Engineered thermostable fungal Cel6A and Cel7A cellobiohydrolases hydrolyze cellulose efficiently at elevated temperatures.

Thermostability is an important feature in industrial enzymes: it increases biocatalyst lifetime and enables reactions at higher temperatures, where faster rates and other advantages ultimately reduce the cost of biocatalysis. Here we report the thermostabilization of a chimeric fungal family 6 cellobiohydrolase (HJPlus) by directed evolution using random mutagenesis and recombination of beneficial mutations.

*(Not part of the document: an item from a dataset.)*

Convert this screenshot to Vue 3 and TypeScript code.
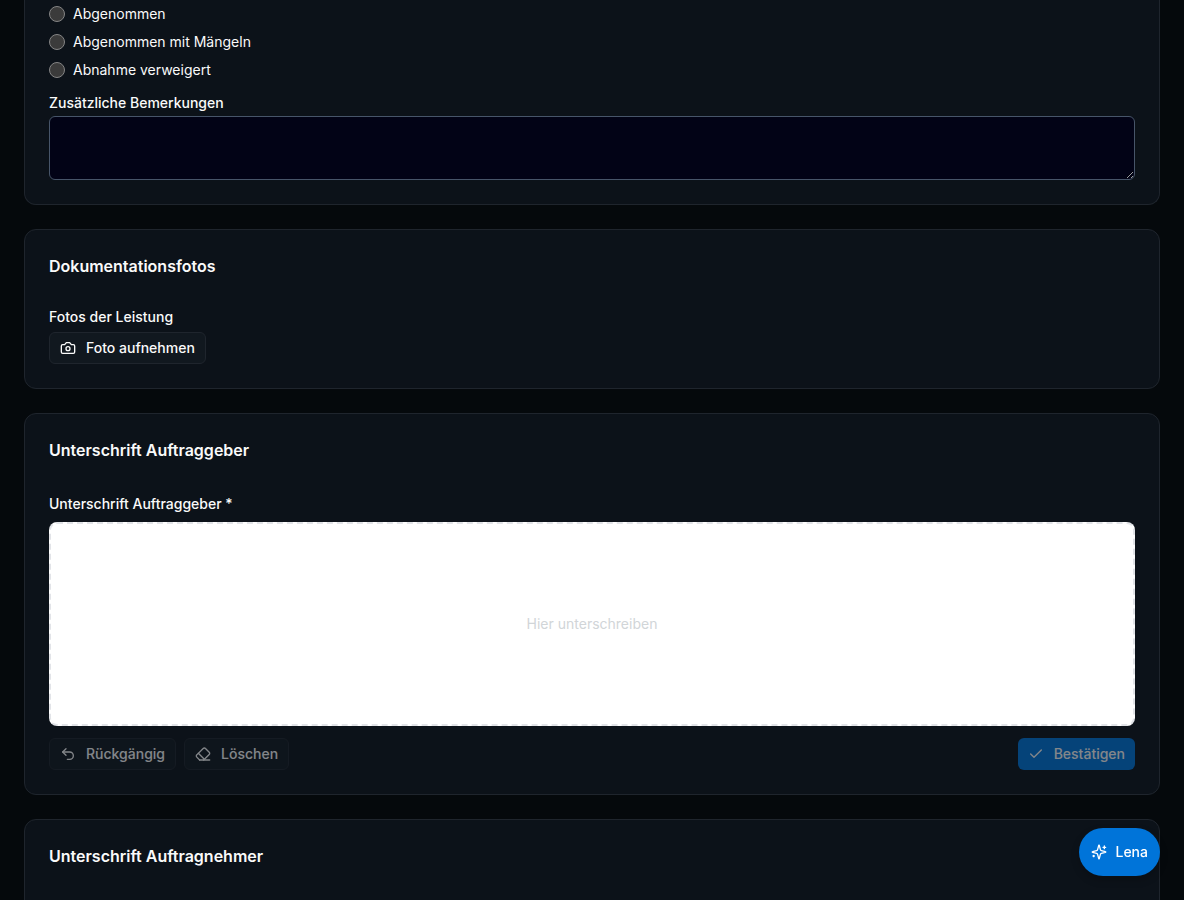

Thermostable variant 3C6P has a half-life of 280 min at 75°C and a T(50) of 80.1°C, a ~15°C increase over the thermostable Cel6A from Humicola insolens (HiCel6A) and a ~20°C increase over that from Hypocrea jecorina (HjCel6A). Most of the mutations also stabilize the less-stable HjCel6A, the wild-type Cel6A closest in sequence to 3C6P. During a 60-h Avicel hydrolysis, 3C6P released 2.4 times more cellobiose equivalents at its optimum temperature (T(opt)) of 75°C than HiCel6A at its T(opt) of 60°C. The total cellobiose equivalents released by HiCel6A at 60°C after 60 h is equivalent to the total released by 3C6P at 75°C after ~6 h, a 10-fold reduction in hydrolysis time. A binary mixture of thermostable Cel6A and Cel7A hydrolyzes Avicel synergistically and released 1.8 times more cellobiose equivalents than the wild-type mixture, both mixtures assessed at their respective T(opt). Crystal structures of HJPlus and 3C6P, determined at 1.5 and 1.2 Å resolution, indicate that the stabilization comes from improved hydrophobic interactions and restricted loop conformations by introduced proline residues.